Aim: Here are some records; copy every line that holds the word "this".

The records:
━━━━━━

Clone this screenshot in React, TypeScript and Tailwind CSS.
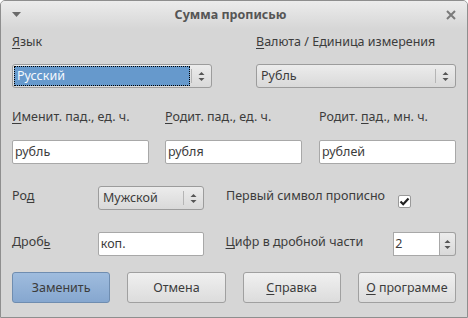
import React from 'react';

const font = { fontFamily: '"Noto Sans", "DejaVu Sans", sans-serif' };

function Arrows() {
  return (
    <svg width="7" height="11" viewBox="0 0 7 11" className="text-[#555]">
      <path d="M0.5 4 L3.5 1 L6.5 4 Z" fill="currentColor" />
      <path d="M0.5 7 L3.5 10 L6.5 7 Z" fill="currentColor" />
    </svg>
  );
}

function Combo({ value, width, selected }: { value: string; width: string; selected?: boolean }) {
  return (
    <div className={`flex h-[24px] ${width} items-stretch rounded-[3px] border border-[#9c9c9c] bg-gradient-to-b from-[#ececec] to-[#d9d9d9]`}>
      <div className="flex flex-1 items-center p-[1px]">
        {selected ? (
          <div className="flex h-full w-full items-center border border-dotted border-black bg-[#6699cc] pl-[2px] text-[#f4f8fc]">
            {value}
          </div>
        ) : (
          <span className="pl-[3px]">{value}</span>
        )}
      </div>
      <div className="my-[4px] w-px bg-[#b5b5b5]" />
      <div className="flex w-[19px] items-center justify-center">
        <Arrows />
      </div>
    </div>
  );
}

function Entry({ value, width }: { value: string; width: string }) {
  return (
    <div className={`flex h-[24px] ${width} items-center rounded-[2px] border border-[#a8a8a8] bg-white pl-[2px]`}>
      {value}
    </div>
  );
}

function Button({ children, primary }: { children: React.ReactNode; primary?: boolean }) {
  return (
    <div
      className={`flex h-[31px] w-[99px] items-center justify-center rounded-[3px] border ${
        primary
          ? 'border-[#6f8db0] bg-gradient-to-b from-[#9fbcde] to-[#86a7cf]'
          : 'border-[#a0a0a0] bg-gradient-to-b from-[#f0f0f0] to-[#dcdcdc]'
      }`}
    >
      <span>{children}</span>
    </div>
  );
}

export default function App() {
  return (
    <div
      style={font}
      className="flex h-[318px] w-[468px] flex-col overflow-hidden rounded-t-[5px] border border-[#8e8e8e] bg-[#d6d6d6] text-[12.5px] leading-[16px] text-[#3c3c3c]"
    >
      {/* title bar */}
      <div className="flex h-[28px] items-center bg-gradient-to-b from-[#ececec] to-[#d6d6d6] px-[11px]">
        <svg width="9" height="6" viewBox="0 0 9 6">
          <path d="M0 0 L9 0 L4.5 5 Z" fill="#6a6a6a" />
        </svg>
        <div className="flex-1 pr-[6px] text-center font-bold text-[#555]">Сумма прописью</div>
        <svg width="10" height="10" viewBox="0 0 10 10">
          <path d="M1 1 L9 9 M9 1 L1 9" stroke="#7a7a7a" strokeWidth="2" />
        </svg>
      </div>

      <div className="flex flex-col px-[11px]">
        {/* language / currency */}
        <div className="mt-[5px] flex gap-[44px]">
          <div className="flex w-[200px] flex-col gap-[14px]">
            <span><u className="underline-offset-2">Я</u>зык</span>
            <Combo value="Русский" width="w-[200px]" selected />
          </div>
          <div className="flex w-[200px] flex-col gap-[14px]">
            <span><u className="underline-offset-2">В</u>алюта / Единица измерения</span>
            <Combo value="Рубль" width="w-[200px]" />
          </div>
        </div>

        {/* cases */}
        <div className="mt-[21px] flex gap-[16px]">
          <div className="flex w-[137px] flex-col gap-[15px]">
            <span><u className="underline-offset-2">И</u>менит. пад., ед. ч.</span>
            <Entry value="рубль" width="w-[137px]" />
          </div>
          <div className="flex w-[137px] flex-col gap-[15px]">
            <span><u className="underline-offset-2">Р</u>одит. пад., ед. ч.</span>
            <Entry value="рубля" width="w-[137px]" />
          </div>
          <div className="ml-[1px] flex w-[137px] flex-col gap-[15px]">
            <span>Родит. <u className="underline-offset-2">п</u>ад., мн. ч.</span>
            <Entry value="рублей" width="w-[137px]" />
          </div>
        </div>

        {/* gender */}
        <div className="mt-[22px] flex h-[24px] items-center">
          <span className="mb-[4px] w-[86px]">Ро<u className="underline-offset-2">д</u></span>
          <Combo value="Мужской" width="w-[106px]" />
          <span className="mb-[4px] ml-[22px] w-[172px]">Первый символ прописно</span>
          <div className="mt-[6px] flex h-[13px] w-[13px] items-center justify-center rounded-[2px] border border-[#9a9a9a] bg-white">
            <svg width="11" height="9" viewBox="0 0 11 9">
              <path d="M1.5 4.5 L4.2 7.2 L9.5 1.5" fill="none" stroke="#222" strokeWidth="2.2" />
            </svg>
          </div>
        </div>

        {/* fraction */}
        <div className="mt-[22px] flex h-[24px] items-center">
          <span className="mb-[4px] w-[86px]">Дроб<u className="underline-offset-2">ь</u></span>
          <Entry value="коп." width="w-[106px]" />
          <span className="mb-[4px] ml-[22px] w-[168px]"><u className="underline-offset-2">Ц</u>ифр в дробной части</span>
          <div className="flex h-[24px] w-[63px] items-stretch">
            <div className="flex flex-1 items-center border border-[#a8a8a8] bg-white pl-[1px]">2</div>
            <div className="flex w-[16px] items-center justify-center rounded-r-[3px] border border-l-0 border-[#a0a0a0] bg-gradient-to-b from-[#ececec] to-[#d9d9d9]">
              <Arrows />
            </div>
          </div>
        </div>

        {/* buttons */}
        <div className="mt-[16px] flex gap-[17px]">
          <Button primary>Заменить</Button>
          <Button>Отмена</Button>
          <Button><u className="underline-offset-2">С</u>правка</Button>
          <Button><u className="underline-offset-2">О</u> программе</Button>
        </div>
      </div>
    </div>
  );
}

━━━━━━

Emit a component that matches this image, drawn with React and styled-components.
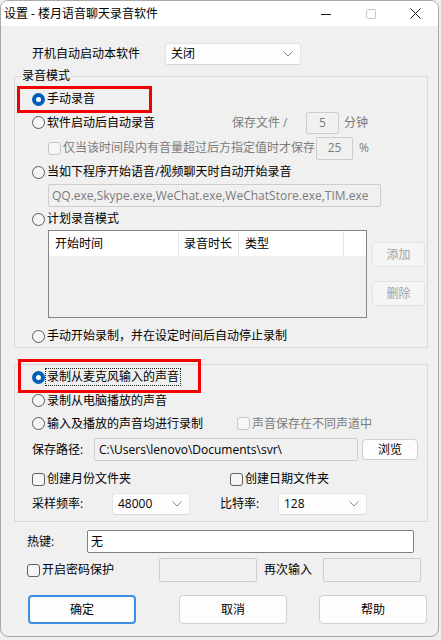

━━━━━━

Written answer:
Clone this screenshot in React, TypeScript and Tailwind CSS.
Emit a component that matches this image, drawn with React and styled-components.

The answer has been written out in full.